**TASK GOAL:** Word for word, transcribe the lines below and drop the pictures.

**PROVIDED DATA:**
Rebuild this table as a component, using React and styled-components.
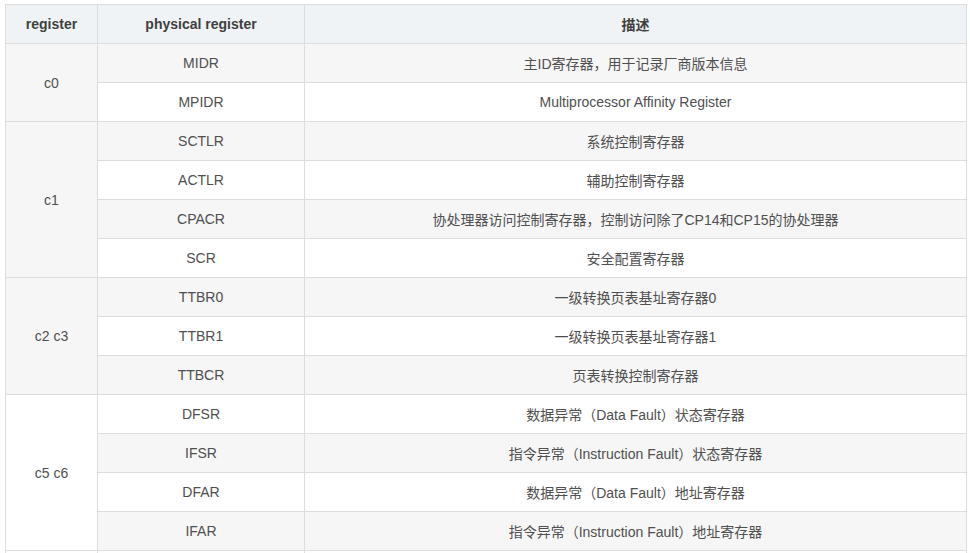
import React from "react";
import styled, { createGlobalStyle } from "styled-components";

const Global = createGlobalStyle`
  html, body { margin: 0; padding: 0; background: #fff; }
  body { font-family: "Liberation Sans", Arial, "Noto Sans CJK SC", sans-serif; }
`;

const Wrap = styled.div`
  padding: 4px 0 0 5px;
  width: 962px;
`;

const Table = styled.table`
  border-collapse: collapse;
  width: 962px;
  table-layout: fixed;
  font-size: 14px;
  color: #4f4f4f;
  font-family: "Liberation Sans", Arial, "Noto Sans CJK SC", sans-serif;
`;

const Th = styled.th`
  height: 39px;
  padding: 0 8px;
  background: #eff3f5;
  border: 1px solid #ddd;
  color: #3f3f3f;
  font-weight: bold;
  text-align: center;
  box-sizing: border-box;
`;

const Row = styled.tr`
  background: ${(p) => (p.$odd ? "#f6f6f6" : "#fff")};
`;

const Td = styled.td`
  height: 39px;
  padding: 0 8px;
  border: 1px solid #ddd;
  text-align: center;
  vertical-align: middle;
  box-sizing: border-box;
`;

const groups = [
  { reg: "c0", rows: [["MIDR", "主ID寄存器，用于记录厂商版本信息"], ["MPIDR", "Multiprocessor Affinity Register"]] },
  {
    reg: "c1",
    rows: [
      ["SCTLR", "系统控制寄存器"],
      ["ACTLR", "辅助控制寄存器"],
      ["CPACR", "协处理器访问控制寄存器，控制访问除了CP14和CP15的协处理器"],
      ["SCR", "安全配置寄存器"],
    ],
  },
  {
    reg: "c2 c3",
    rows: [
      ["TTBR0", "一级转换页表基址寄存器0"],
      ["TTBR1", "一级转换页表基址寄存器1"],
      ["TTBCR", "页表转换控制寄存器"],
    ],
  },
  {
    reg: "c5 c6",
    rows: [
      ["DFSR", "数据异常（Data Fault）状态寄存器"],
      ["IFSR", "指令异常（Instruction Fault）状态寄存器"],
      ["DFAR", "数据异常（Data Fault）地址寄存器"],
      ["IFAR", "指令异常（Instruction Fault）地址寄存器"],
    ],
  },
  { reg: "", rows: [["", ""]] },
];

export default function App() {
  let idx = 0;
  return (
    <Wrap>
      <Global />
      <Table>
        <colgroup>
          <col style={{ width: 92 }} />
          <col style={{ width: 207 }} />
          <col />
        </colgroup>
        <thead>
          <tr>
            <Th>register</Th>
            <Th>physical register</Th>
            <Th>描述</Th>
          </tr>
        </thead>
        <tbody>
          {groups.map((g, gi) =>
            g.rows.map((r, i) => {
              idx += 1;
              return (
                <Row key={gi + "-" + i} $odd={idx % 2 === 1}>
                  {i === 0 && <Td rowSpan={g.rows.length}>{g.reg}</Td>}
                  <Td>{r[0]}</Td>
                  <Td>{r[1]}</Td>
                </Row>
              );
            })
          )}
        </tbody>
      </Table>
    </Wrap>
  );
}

**RESPONSE TO THIS TASK:**
Rebuild this table as a component, using React and styled-components.
import React from "react";
import styled, { createGlobalStyle } from "styled-components";

const Global = createGlobalStyle`
  html, body { margin: 0; padding: 0; background: #fff; }
  body { font-family: "Liberation Sans", Arial, "Noto Sans CJK SC", sans-serif; }
`;

const Wrap = styled.div`
  padding: 4px 0 0 5px;
  width: 962px;
`;

const Table = styled.table`
  border-collapse: collapse;
  width: 962px;
  table-layout: fixed;
  font-size: 14px;
  color: #4f4f4f;
  font-family: "Liberation Sans", Arial, "Noto Sans CJK SC", sans-serif;
`;

const Th = styled.th`
  height: 39px;
  padding: 0 8px;
  background: #eff3f5;
  border: 1px solid #ddd;
  color: #3f3f3f;
  font-weight: bold;
  text-align: center;
  box-sizing: border-box;
`;

const Row = styled.tr`
  background: ${(p) => (p.$odd ? "#f6f6f6" : "#fff")};
`;

const Td = styled.td`
  height: 39px;
  padding: 0 8px;
  border: 1px solid #ddd;
  text-align: center;
  vertical-align: middle;
  box-sizing: border-box;
`;

const groups = [
  { reg: "c0", rows: [["MIDR", "主ID寄存器，用于记录厂商版本信息"], ["MPIDR", "Multiprocessor Affinity Register"]] },
  {
    reg: "c1",
    rows: [
      ["SCTLR", "系统控制寄存器"],
      ["ACTLR", "辅助控制寄存器"],
      ["CPACR", "协处理器访问控制寄存器，控制访问除了CP14和CP15的协处理器"],
      ["SCR", "安全配置寄存器"],
    ],
  },
  {
    reg: "c2 c3",
    rows: [
      ["TTBR0", "一级转换页表基址寄存器0"],
      ["TTBR1", "一级转换页表基址寄存器1"],
      ["TTBCR", "页表转换控制寄存器"],
    ],
  },
  {
    reg: "c5 c6",
    rows: [
      ["DFSR", "数据异常（Data Fault）状态寄存器"],
      ["IFSR", "指令异常（Instruction Fault）状态寄存器"],
      ["DFAR", "数据异常（Data Fault）地址寄存器"],
      ["IFAR", "指令异常（Instruction Fault）地址寄存器"],
    ],
  },
  { reg: "", rows: [["", ""]] },
];

export default function App() {
  let idx = 0;
  return (
    <Wrap>
      <Global />
      <Table>
        <colgroup>
          <col style={{ width: 92 }} />
          <col style={{ width: 207 }} />
          <col />
        </colgroup>
        <thead>
          <tr>
            <Th>register</Th>
            <Th>physical register</Th>
            <Th>描述</Th>
          </tr>
        </thead>
        <tbody>
          {groups.map((g, gi) =>
            g.rows.map((r, i) => {
              idx += 1;
              return (
                <Row key={gi + "-" + i} $odd={idx % 2 === 1}>
                  {i === 0 && <Td rowSpan={g.rows.length}>{g.reg}</Td>}
                  <Td>{r[0]}</Td>
                  <Td>{r[1]}</Td>
                </Row>
              );
            })
          )}
        </tbody>
      </Table>
    </Wrap>
  );
}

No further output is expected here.